> [Instruction]:
Images should be left out, and everything else in the listing reproduced exactly.

-=-=-=-=-

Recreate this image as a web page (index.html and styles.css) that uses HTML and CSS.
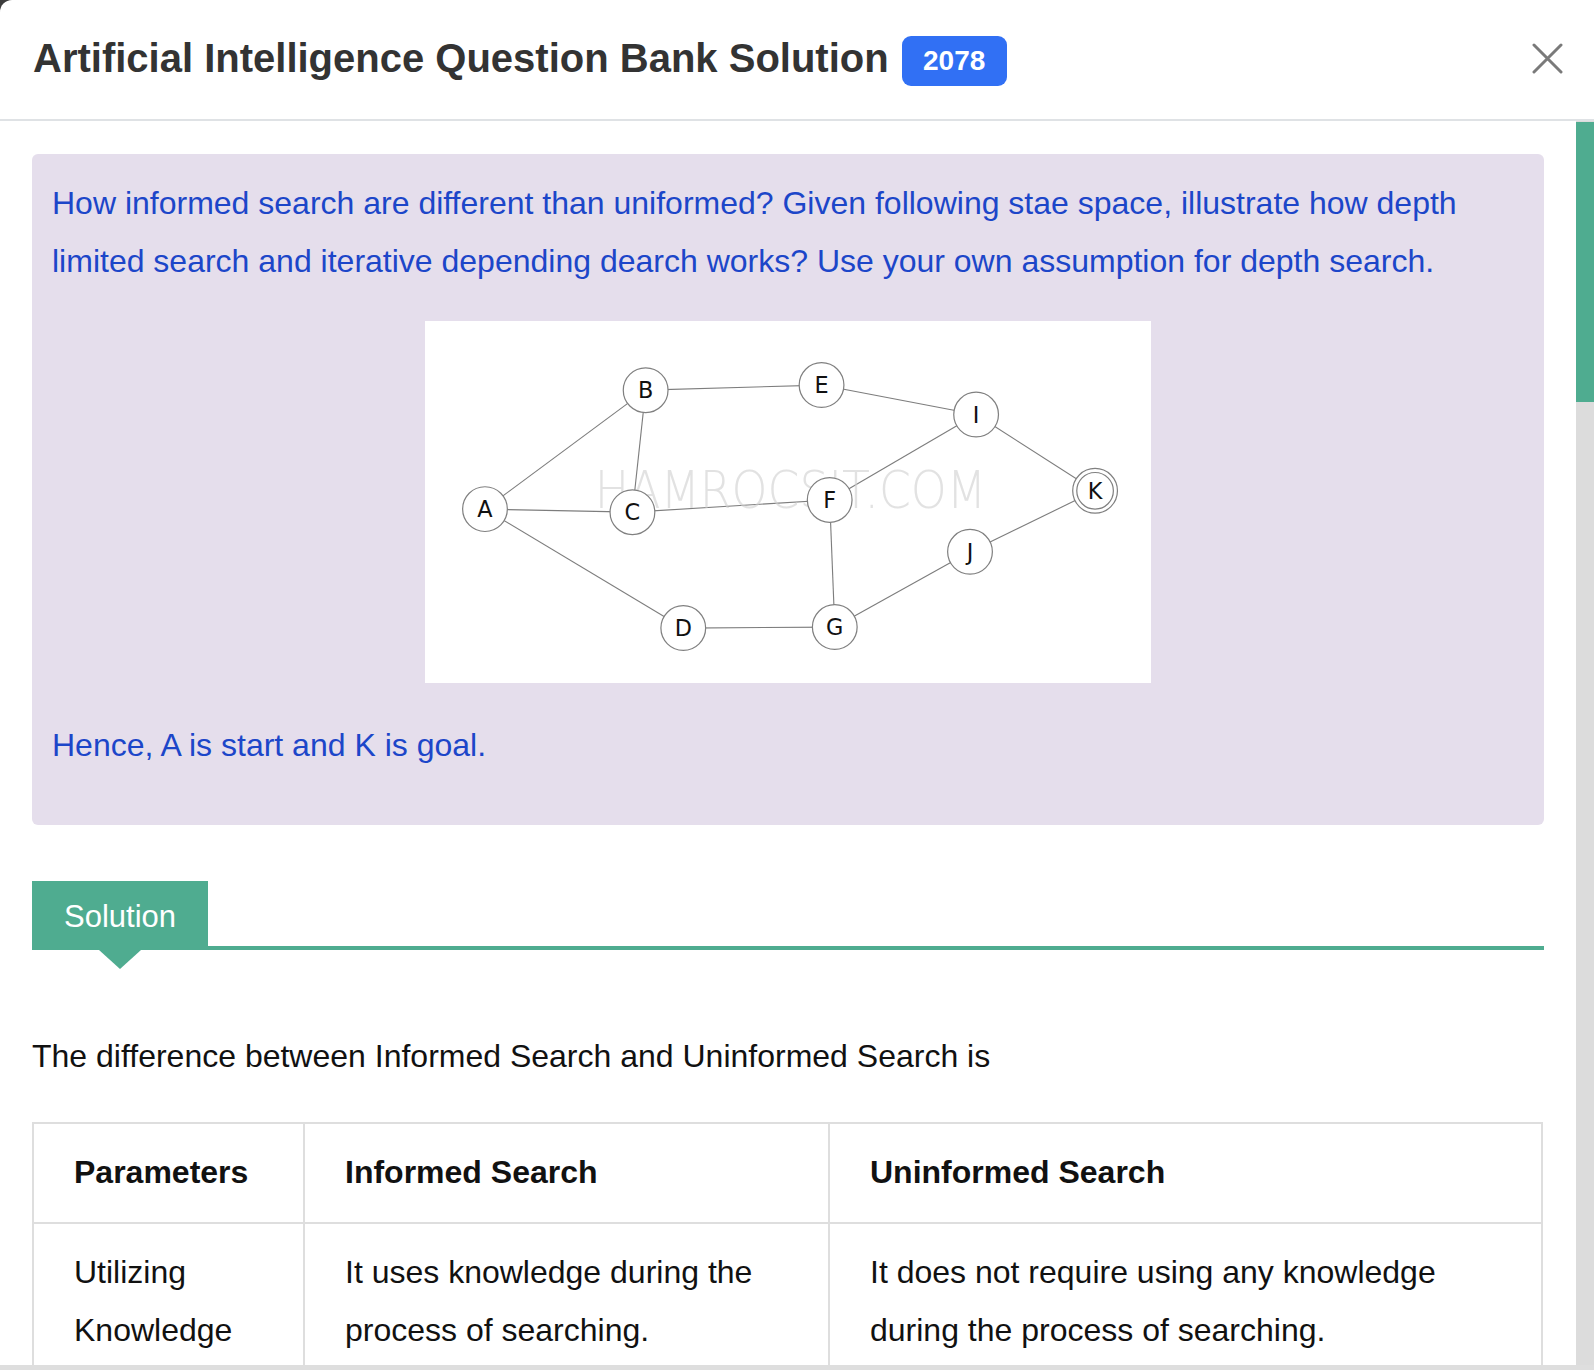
FILE: index.html
```html
<!DOCTYPE html>
<html lang="en">
<head>
<meta charset="utf-8">
<title>Artificial Intelligence Question Bank Solution</title>
<link rel="stylesheet" href="styles.css">
</head>
<body>
<div class="modal">
  <header class="modal-header">
    <h1 class="modal-title">Artificial Intelligence Question Bank Solution</h1>
    <span class="badge">2078</span>
    <button class="close" aria-label="Close">
      <svg width="31" height="31" viewBox="0 0 31 31"><path d="M2 2 L29 29 M29 2 L2 29" stroke="#7a7a7a" stroke-width="3" stroke-linecap="round" fill="none"/></svg>
    </button>
  </header>
  <div class="modal-body">
    <div class="content">
      <section class="question">
        <p class="q-text">How informed search are different than uniformed? Given following stae space, illustrate how depth limited search and iterative depending dearch works? Use your own assumption for depth search.</p>
        <div class="figure">
          <svg class="graph" width="726" height="362" viewBox="0 0 714 356">
            <rect width="714" height="356" fill="#fff"/>
            <g stroke="#7d7d7d" stroke-width="1.1" fill="none">
              <line x1="59" y1="185" x2="217" y2="68"/>
              <line x1="59" y1="185" x2="204" y2="188"/>
              <line x1="59" y1="185" x2="254" y2="302"/>
              <line x1="217" y1="68" x2="204" y2="188"/>
              <line x1="217" y1="68" x2="390" y2="63"/>
              <line x1="204" y1="188" x2="398" y2="176"/>
              <line x1="390" y1="63" x2="542" y2="92"/>
              <line x1="398" y1="176" x2="542" y2="92"/>
              <line x1="398" y1="176" x2="403" y2="301"/>
              <line x1="254" y1="302" x2="403" y2="301"/>
              <line x1="403" y1="301" x2="536" y2="227"/>
              <line x1="536" y1="227" x2="659" y2="167"/>
              <line x1="542" y1="92" x2="659" y2="167"/>
            </g>
            <text class="wm" x="167" y="184" textLength="385" lengthAdjust="spacingAndGlyphs">HAMROCSIT.COM</text>
            <g stroke="#808080" stroke-width="1.2" fill="#fff">
              <circle cx="59" cy="185" r="22"/>
              <circle cx="217" cy="68" r="22"/>
              <circle cx="204" cy="188" r="22"/>
              <circle cx="254" cy="302" r="22"/>
              <circle cx="390" cy="63" r="22"/>
              <circle cx="398" cy="176" r="22"/>
              <circle cx="403" cy="301" r="22"/>
              <circle cx="542" cy="92" r="22"/>
              <circle cx="536" cy="227" r="22"/>
              <circle cx="659" cy="167" r="22"/>
              <circle cx="659" cy="167" r="18"/>
            </g>
            <g class="lbl" text-anchor="middle">
              <text x="59" y="193">A</text>
              <text x="217" y="76">B</text>
              <text x="204" y="196">C</text>
              <text x="254" y="310">D</text>
              <text x="390" y="71">E</text>
              <text x="398" y="184">F</text>
              <text x="403" y="309">G</text>
              <text x="542" y="100">I</text>
              <text x="536" y="235">J</text>
              <text x="659" y="175">K</text>
            </g>
          </svg>
        </div>
        <p class="q-text q-last">Hence, A is start and K is goal.</p>
      </section>

      <div class="sol-head">
        <div class="sol-tab">Solution</div>
        <div class="sol-line"></div>
      </div>

      <p class="intro">The difference between Informed Search and Uninformed Search is</p>

      <table class="cmp">
        <colgroup>
          <col class="c1"><col class="c2"><col class="c3">
        </colgroup>
        <thead>
          <tr><th>Parameters</th><th>Informed Search</th><th>Uninformed Search</th></tr>
        </thead>
        <tbody>
          <tr><td>Utilizing Knowledge</td><td>It uses knowledge during the process of searching.</td><td>It does not require using any knowledge during the process of searching.</td></tr>
        </tbody>
      </table>
    </div>
    <div class="scrollbar"><div class="thumb"></div></div>
  </div>
  <div class="modal-footer"></div>
</div>
</body>
</html>
```

FILE: styles.css
```css
html, body {
  margin: 0;
  padding: 0;
}
body {
  background: #3c3c3c;
  font-family: "Liberation Sans", Arial, Helvetica, sans-serif;
  overflow: hidden;
}
.modal {
  width: 1594px;
  height: 1370px;
  background: #fff;
  border-radius: 12px 0 0 0;
  display: flex;
  flex-direction: column;
  overflow: hidden;
}
.modal-header {
  height: 119px;
  flex: 0 0 auto;
  border-bottom: 2px solid #dfe2e5;
  display: flex;
  align-items: center;
  padding: 0 31px 0 33px;
}
.modal-title {
  margin: 0 0 4px;
  font-size: 40px;
  font-weight: 700;
  color: #333;
  line-height: 1;
}
.badge {
  margin-left: 13px;
  width: 105px;
  height: 50px;
  border-radius: 9px;
  background: #3170f4;
  color: #fff;
  font-size: 28px;
  font-weight: 700;
  display: flex;
  align-items: center;
  justify-content: center;
  margin-top: 2px;
}
.close {
  margin-left: auto;
  border: 0;
  background: none;
  padding: 0;
  width: 31px;
  height: 31px;
  display: block;
  margin-bottom: 3px;
}
.close svg { display: block; }

.modal-body {
  flex: 1 1 auto;
  min-height: 0;
  display: flex;
}
.content {
  flex: 1 1 auto;
  min-width: 0;
  overflow: hidden;
  padding: 33px 32px 0 32px;
}
.scrollbar {
  width: 18px;
  flex: 0 0 18px;
  background: #dcdcdc;
  padding-top: 1px;
}
.thumb {
  height: 280px;
  background: #4fac90;
}
.modal-footer {
  height: 5px;
  flex: 0 0 5px;
  background: #dedede;
}

.question {
  background: #e5deec;
  border-radius: 6px;
  padding: 21px 20px 20px 20px;
}
.q-text {
  margin: 0 0 31px;
  font-size: 32px;
  line-height: 1.8;
  color: #1c46c9;
}
.q-last {
  margin: 0 0 30px;
}
.figure {
  display: flex;
  justify-content: center;
  margin-bottom: 34px;
}
.graph { display: block; }
.graph .wm {
  font-family: "DejaVu Sans", sans-serif;
  font-weight: 200;
  font-size: 50px;
  fill: #d0d0d0;
  opacity: 0.6;
}
.graph .lbl text {
  font-family: "DejaVu Sans", sans-serif;
  font-size: 22px;
  fill: #111;
}

.sol-head {
  margin-top: 56px;
  display: flex;
  align-items: flex-end;
}
.sol-tab {
  position: relative;
  width: 176px;
  height: 69px;
  background: #4fac90;
  color: #fff;
  font-size: 31px;
  line-height: 71px;
  text-align: center;
}
.sol-tab::after {
  content: "";
  position: absolute;
  left: 67px;
  top: 69px;
  width: 0;
  height: 0;
  border-left: 21px solid transparent;
  border-right: 21px solid transparent;
  border-top: 19px solid #4fac90;
}
.sol-line {
  flex: 1 1 auto;
  height: 4px;
  background: #4fac90;
}

.intro {
  margin: 78px 0 37px;
  font-size: 32px;
  line-height: 1.8;
  color: #111;
}
.cmp {
  width: 1511px;
  border-collapse: collapse;
  table-layout: fixed;
  font-size: 32px;
  line-height: 1.8;
  color: #111;
}
.cmp .c1 { width: 271px; }
.cmp .c2 { width: 525px; }
.cmp th, .cmp td {
  border: 2px solid #dedede;
  padding: 20px 40px;
  text-align: left;
  vertical-align: top;
}
.cmp th { font-weight: 700; }
```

-=-=-=-=-

> [Result for this task]:
Recreate this image as a web page (index.html and styles.css) that uses HTML and CSS.
FILE: index.html
```html
<!DOCTYPE html>
<html lang="en">
<head>
<meta charset="utf-8">
<title>Artificial Intelligence Question Bank Solution</title>
<link rel="stylesheet" href="styles.css">
</head>
<body>
<div class="modal">
  <header class="modal-header">
    <h1 class="modal-title">Artificial Intelligence Question Bank Solution</h1>
    <span class="badge">2078</span>
    <button class="close" aria-label="Close">
      <svg width="31" height="31" viewBox="0 0 31 31"><path d="M2 2 L29 29 M29 2 L2 29" stroke="#7a7a7a" stroke-width="3" stroke-linecap="round" fill="none"/></svg>
    </button>
  </header>
  <div class="modal-body">
    <div class="content">
      <section class="question">
        <p class="q-text">How informed search are different than uniformed? Given following stae space, illustrate how depth limited search and iterative depending dearch works? Use your own assumption for depth search.</p>
        <div class="figure">
          <svg class="graph" width="726" height="362" viewBox="0 0 714 356">
            <rect width="714" height="356" fill="#fff"/>
            <g stroke="#7d7d7d" stroke-width="1.1" fill="none">
              <line x1="59" y1="185" x2="217" y2="68"/>
              <line x1="59" y1="185" x2="204" y2="188"/>
              <line x1="59" y1="185" x2="254" y2="302"/>
              <line x1="217" y1="68" x2="204" y2="188"/>
              <line x1="217" y1="68" x2="390" y2="63"/>
              <line x1="204" y1="188" x2="398" y2="176"/>
              <line x1="390" y1="63" x2="542" y2="92"/>
              <line x1="398" y1="176" x2="542" y2="92"/>
              <line x1="398" y1="176" x2="403" y2="301"/>
              <line x1="254" y1="302" x2="403" y2="301"/>
              <line x1="403" y1="301" x2="536" y2="227"/>
              <line x1="536" y1="227" x2="659" y2="167"/>
              <line x1="542" y1="92" x2="659" y2="167"/>
            </g>
            <text class="wm" x="167" y="184" textLength="385" lengthAdjust="spacingAndGlyphs">HAMROCSIT.COM</text>
            <g stroke="#808080" stroke-width="1.2" fill="#fff">
              <circle cx="59" cy="185" r="22"/>
              <circle cx="217" cy="68" r="22"/>
              <circle cx="204" cy="188" r="22"/>
              <circle cx="254" cy="302" r="22"/>
              <circle cx="390" cy="63" r="22"/>
              <circle cx="398" cy="176" r="22"/>
              <circle cx="403" cy="301" r="22"/>
              <circle cx="542" cy="92" r="22"/>
              <circle cx="536" cy="227" r="22"/>
              <circle cx="659" cy="167" r="22"/>
              <circle cx="659" cy="167" r="18"/>
            </g>
            <g class="lbl" text-anchor="middle">
              <text x="59" y="193">A</text>
              <text x="217" y="76">B</text>
              <text x="204" y="196">C</text>
              <text x="254" y="310">D</text>
              <text x="390" y="71">E</text>
              <text x="398" y="184">F</text>
              <text x="403" y="309">G</text>
              <text x="542" y="100">I</text>
              <text x="536" y="235">J</text>
              <text x="659" y="175">K</text>
            </g>
          </svg>
        </div>
        <p class="q-text q-last">Hence, A is start and K is goal.</p>
      </section>

      <div class="sol-head">
        <div class="sol-tab">Solution</div>
        <div class="sol-line"></div>
      </div>

      <p class="intro">The difference between Informed Search and Uninformed Search is</p>

      <table class="cmp">
        <colgroup>
          <col class="c1"><col class="c2"><col class="c3">
        </colgroup>
        <thead>
          <tr><th>Parameters</th><th>Informed Search</th><th>Uninformed Search</th></tr>
        </thead>
        <tbody>
          <tr><td>Utilizing Knowledge</td><td>It uses knowledge during the process of searching.</td><td>It does not require using any knowledge during the process of searching.</td></tr>
        </tbody>
      </table>
    </div>
    <div class="scrollbar"><div class="thumb"></div></div>
  </div>
  <div class="modal-footer"></div>
</div>
</body>
</html>
```

FILE: styles.css
```css
html, body {
  margin: 0;
  padding: 0;
}
body {
  background: #3c3c3c;
  font-family: "Liberation Sans", Arial, Helvetica, sans-serif;
  overflow: hidden;
}
.modal {
  width: 1594px;
  height: 1370px;
  background: #fff;
  border-radius: 12px 0 0 0;
  display: flex;
  flex-direction: column;
  overflow: hidden;
}
.modal-header {
  height: 119px;
  flex: 0 0 auto;
  border-bottom: 2px solid #dfe2e5;
  display: flex;
  align-items: center;
  padding: 0 31px 0 33px;
}
.modal-title {
  margin: 0 0 4px;
  font-size: 40px;
  font-weight: 700;
  color: #333;
  line-height: 1;
}
.badge {
  margin-left: 13px;
  width: 105px;
  height: 50px;
  border-radius: 9px;
  background: #3170f4;
  color: #fff;
  font-size: 28px;
  font-weight: 700;
  display: flex;
  align-items: center;
  justify-content: center;
  margin-top: 2px;
}
.close {
  margin-left: auto;
  border: 0;
  background: none;
  padding: 0;
  width: 31px;
  height: 31px;
  display: block;
  margin-bottom: 3px;
}
.close svg { display: block; }

.modal-body {
  flex: 1 1 auto;
  min-height: 0;
  display: flex;
}
.content {
  flex: 1 1 auto;
  min-width: 0;
  overflow: hidden;
  padding: 33px 32px 0 32px;
}
.scrollbar {
  width: 18px;
  flex: 0 0 18px;
  background: #dcdcdc;
  padding-top: 1px;
}
.thumb {
  height: 280px;
  background: #4fac90;
}
.modal-footer {
  height: 5px;
  flex: 0 0 5px;
  background: #dedede;
}

.question {
  background: #e5deec;
  border-radius: 6px;
  padding: 21px 20px 20px 20px;
}
.q-text {
  margin: 0 0 31px;
  font-size: 32px;
  line-height: 1.8;
  color: #1c46c9;
}
.q-last {
  margin: 0 0 30px;
}
.figure {
  display: flex;
  justify-content: center;
  margin-bottom: 34px;
}
.graph { display: block; }
.graph .wm {
  font-family: "DejaVu Sans", sans-serif;
  font-weight: 200;
  font-size: 50px;
  fill: #d0d0d0;
  opacity: 0.6;
}
.graph .lbl text {
  font-family: "DejaVu Sans", sans-serif;
  font-size: 22px;
  fill: #111;
}

.sol-head {
  margin-top: 56px;
  display: flex;
  align-items: flex-end;
}
.sol-tab {
  position: relative;
  width: 176px;
  height: 69px;
  background: #4fac90;
  color: #fff;
  font-size: 31px;
  line-height: 71px;
  text-align: center;
}
.sol-tab::after {
  content: "";
  position: absolute;
  left: 67px;
  top: 69px;
  width: 0;
  height: 0;
  border-left: 21px solid transparent;
  border-right: 21px solid transparent;
  border-top: 19px solid #4fac90;
}
.sol-line {
  flex: 1 1 auto;
  height: 4px;
  background: #4fac90;
}

.intro {
  margin: 78px 0 37px;
  font-size: 32px;
  line-height: 1.8;
  color: #111;
}
.cmp {
  width: 1511px;
  border-collapse: collapse;
  table-layout: fixed;
  font-size: 32px;
  line-height: 1.8;
  color: #111;
}
.cmp .c1 { width: 271px; }
.cmp .c2 { width: 525px; }
.cmp th, .cmp td {
  border: 2px solid #dedede;
  padding: 20px 40px;
  text-align: left;
  vertical-align: top;
}
.cmp th { font-weight: 700; }
```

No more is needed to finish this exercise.